Fortunately, science is not content to stop there. Recently, astronomers and cosmologists have started asking whether dark matter and dark energy are the only—or even the best—ways to explain what we see. Some suggest that our understanding of gravity might be incomplete, or that Einstein’s equations might be missing a footnote or two when applied to the entire universe. Others argue that the apparent acceleration could be a result of the assumptions baked into our observations.
It all leads to a big cosmic cliff-hanger. Where does it all end? Or does it? If dark energy keeps pushing, the universe will expand forever, growing forever colder and lonelier.
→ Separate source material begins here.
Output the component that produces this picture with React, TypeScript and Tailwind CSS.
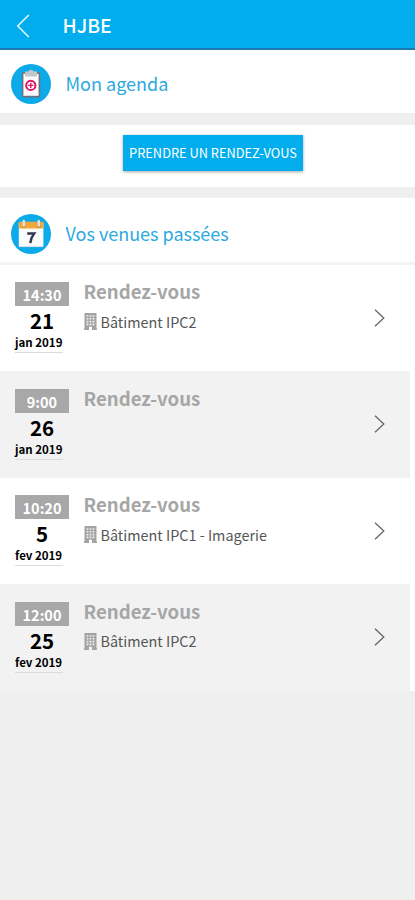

But if dark energy changes over time, or if gravity has a surprise twist waiting in the wings, the expansion could slow, stop, or even reverse. In that case, everything might one day come crashing back together in a dramatic "big crunch"—that ends where everything began.
When it comes to science, there are literally no bigger questions than this. It's what makes astronomy so compelling, a field where every answer is an invitation to ask a better question.